The 5th Annual Flip Flop Festival is this weekend. So much is happening this year. There's the traditional core educational activities for prospective flip floppers, including pack shakedowns, and well as social activities.

There are also guided hikes, a group bike ride, bird watching (full - sorry), yoga at 8am tomorrow, a Festival Quest across 14 businesses that each have a state sheet with a fun fact about flip floppers (with cash prizes for winners), bands, and vendors. There are games for kids, a hike "for kids of all ages," the African American History Hike, hikes and talks about historic areas within the park, two flip flopper kick-offs (one Sunday and one Monday).

The town is having their own craft beer and wine tasting at the gazebo, 2 short blocks from ATC, in an event not officially part of the Flip Flop Festival, on Saturday afternoon.

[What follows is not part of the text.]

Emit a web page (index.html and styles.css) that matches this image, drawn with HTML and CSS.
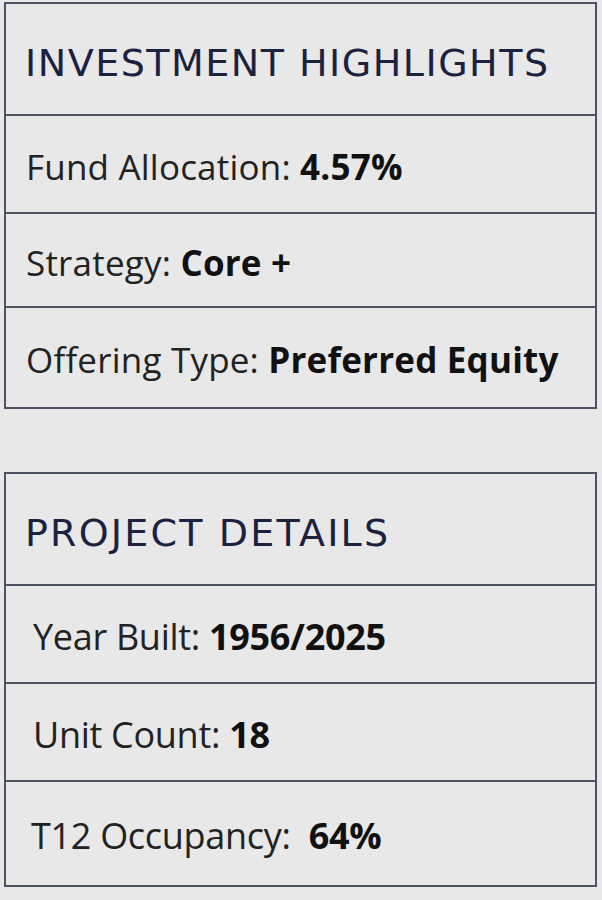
FILE: index.html
```html
<!DOCTYPE html>
<html>
<head>
<meta charset="utf-8">
<link rel="stylesheet" href="styles.css">
</head>
<body>
<div class="page">
  <section class="card">
    <div class="head"><h2>INVESTMENT HIGHLIGHTS</h2></div>
    <div class="row r1">Fund Allocation: <b>4.57%</b></div>
    <div class="row r2">Strategy: <b>Core +</b></div>
    <div class="row r3">Offering Type: <b>Preferred Equity</b></div>
  </section>
  <section class="card big">
    <div class="head"><h2>PROJECT DETAILS</h2></div>
    <div class="row r1 ind">Year Built: <b>1956/2025</b></div>
    <div class="row r1 ind">Unit Count: <b>18</b></div>
    <div class="row r4 ind2">T12 Occupancy:&nbsp; <b>64%</b></div>
  </section>
</div>
</body>
</html>
```

FILE: styles.css
```css
html, body { margin: 0; padding: 0; background: #e8e8e8; }
.page {
  padding: 2px 5px 0 4px;
  display: flex;
  flex-direction: column;
  gap: 63px;
}
.card {
  border: 2px solid #4b5263;
  display: flex;
  flex-direction: column;
  background: #e8e8e8;
}
.head {
  height: 112px;
  display: flex;
  align-items: center;
  padding: 8px 0 0 19px;
  box-sizing: border-box;
  border-bottom: 2px solid #4b5263;
}
.head h2 {
  margin: 0;
  font-family: "DejaVu Sans", sans-serif;
  font-weight: normal;
  font-size: 38px;
  color: #1b2240;
  letter-spacing: 1.5px;
}
.big .head h2 { letter-spacing: 2.2px; }
.row {
  display: flex;
  align-items: center;
  padding: 4px 0 0 20px;
  box-sizing: border-box;
  font-family: "Open Sans", sans-serif;
  font-size: 35px;
  color: #222;
  border-bottom: 2px solid #4b5263;
  white-space: pre;
  letter-spacing: 0.2px;
}
.big .row { font-size: 36px; letter-spacing: -0.3px; }
.row:last-child { border-bottom: none; }
.row b { font-weight: 700; color: #111; }
.r1 { height: 98px; }
.r2 { height: 94px; }
.r3 { height: 99px; }
.r4 { height: 103px; }
.ind { padding-left: 27px; }
.ind2 { padding-left: 25px; }
```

REI is offering gear repair and water filtering clinics, a storytelling hour with 2 staff member (including James Randall, of the "Don't Be That Guy" Leave No Trace video series (not "that guy," the other guy), Anne "Shivers" Baker from ATC, and Eliane "Tumblelina" Coates, followed by a Celebration of Flip Floppers. Blue Ridge Bucha will be there, and in the afternoon there's a ring toss for prizes from REI. It's not easy, but even if you don't win a prize, the proceeds from ticket sales benefit ATC. Same for the Blue Ridge Bucha sales. All at The Barn of Harpers Ferry.

For the first time, a free shuttle is being offered, that runs from Harpers Ferry Middle School at the far end of Bolivar all the way to lower town Harpers Ferry.

The program ends with a night-sky viewing program being offered Sunday 8:30-9:30pm

All the details are at www.flipflopfestival.org.


Oh, and here is one of the most interesting and novel programs :

Sunday at noon on Forest Bathing: Reconnect with Wild Places
1:30p – 3:00p | – The Joy of Forest Bathing: Reconnect with Wild Places and Rejuvenate Your Life (at ATC).
by Melanie Choukas-Bradley. There’s a growing body of evidence that the practice of forest bathing – known as “Shinrin-yoku” in Japan, where the phenomenon started – can help boost immunity and mood and help reduce stress. Forest therapy is now gaining popularity as a way to reconnect with nature for health and many other benefits. Melanie Choukas-Bradley, certified forest therapy guide and author of The Joy of Forest Bathing, joins us for a talk on the practice and benefits of forest bathing. The A.T. footpath where it is heavily traveled may not be the most conducive place to do this, but I would love to see local trail clubs identify places in the corridor, in non-peak times, where people could do this. Of course anyone can take 5 minutes during a hike to do a little forest bathing.

If you've ever wondered what Benton MacKaye meant when he talked about this: "to walk, to see, and to see what you"--then I think this is it.